The save points will once again take on the form of bonfires, which will need to be found and lit in order to create a checkpoint. For any of you that didn’t play the first Dark Souls, the bonfires are pretty rare and often difficult to find, so you’ll need to keep your eyes open as you progress. The demo’s bonfire is found in a ridiculously tough area that’s almost completely dark and littered with big, nasty enemies which need to be killed before you can save. You also need to bear in mind that the game pauses in real-time, meaning that while you’re fiddling with weapons and equipment, you can still be attacked and killed without even realising it. I did mention that the game’s hard, right?

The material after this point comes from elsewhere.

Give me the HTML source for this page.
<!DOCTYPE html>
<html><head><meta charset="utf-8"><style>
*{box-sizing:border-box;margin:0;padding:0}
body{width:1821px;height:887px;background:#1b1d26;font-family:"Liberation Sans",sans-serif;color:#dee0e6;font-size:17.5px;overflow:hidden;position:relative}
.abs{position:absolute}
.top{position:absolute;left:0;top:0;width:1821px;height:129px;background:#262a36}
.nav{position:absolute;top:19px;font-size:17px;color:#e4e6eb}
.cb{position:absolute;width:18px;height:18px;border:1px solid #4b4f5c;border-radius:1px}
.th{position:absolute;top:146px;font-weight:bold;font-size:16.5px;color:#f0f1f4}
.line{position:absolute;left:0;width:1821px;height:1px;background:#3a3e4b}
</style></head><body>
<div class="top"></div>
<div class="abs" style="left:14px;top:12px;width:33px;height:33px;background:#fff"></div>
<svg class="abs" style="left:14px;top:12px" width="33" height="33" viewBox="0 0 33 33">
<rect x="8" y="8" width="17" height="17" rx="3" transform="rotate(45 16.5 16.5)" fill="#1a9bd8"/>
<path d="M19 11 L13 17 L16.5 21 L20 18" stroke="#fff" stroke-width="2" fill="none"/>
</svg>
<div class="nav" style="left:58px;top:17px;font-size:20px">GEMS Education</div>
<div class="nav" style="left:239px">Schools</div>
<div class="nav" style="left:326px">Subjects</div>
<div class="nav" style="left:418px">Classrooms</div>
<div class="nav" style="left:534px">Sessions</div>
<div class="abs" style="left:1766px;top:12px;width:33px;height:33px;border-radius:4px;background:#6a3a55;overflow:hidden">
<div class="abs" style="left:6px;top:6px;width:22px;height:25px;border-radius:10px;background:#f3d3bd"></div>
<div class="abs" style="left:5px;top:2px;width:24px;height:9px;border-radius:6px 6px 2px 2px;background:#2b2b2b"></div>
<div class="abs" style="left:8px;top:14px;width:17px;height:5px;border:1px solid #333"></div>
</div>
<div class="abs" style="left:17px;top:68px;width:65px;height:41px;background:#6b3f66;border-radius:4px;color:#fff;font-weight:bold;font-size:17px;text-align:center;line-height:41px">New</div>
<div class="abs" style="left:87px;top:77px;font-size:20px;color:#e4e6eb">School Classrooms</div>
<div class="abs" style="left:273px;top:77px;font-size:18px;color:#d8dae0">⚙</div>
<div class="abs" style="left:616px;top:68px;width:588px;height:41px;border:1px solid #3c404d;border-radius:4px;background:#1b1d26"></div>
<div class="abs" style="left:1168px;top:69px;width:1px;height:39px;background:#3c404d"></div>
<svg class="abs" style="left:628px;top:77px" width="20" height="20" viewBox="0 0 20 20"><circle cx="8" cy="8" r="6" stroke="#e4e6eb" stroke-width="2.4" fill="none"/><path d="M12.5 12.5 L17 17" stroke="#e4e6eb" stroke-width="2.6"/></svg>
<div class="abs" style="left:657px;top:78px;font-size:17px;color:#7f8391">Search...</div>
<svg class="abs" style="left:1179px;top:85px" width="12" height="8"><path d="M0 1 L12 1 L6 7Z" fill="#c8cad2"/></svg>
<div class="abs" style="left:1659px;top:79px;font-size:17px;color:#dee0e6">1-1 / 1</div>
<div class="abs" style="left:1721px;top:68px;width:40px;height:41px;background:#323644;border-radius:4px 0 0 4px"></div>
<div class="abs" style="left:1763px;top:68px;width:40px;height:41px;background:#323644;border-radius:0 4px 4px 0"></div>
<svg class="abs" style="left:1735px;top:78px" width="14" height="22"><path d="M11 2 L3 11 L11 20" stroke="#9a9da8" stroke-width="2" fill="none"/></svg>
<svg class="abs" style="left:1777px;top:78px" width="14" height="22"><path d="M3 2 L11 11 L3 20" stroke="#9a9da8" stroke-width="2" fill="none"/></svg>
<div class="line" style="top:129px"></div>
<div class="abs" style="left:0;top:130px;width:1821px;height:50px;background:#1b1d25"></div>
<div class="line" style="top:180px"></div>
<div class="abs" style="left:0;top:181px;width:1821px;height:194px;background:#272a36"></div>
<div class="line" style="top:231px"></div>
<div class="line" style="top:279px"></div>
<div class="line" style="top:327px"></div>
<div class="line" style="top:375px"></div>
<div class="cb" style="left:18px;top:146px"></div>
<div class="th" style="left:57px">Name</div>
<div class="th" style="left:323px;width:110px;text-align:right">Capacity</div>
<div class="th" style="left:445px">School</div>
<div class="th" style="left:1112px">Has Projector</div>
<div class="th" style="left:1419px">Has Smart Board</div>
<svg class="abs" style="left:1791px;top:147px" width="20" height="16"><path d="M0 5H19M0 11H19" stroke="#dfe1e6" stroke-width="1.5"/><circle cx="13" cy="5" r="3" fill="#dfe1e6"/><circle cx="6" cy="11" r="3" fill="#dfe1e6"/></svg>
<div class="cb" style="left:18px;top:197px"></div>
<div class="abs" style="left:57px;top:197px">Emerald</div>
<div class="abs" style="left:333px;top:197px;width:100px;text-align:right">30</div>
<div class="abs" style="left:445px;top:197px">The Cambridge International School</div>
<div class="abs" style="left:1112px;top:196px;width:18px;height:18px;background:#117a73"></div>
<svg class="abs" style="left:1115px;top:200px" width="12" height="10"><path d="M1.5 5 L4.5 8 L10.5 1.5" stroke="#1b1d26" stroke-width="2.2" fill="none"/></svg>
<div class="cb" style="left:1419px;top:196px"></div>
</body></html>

Minor gripes aside though, Dark Souls II is looking to be something truly spectacular, with massively improved animations and sound, impressive bosses like the (as yet) unnamed chariot rider that’s encountered in the demo, as well as wondrous visuals and character designs. Bandai even state that your character will experience various phobias and hallucinations, vastly increasing the immersive nature of the game.

Dark Souls II might not be everyone’s cup of tea, but for fans of the original, or even just fans of the RPG genre looking for a challenge, get ready for a game that’s looking to be pretty genre-defining when it gets its March 2014 release in the US. Most importantly though, get ready to die.

Dark Souls II was previewed on a PS3.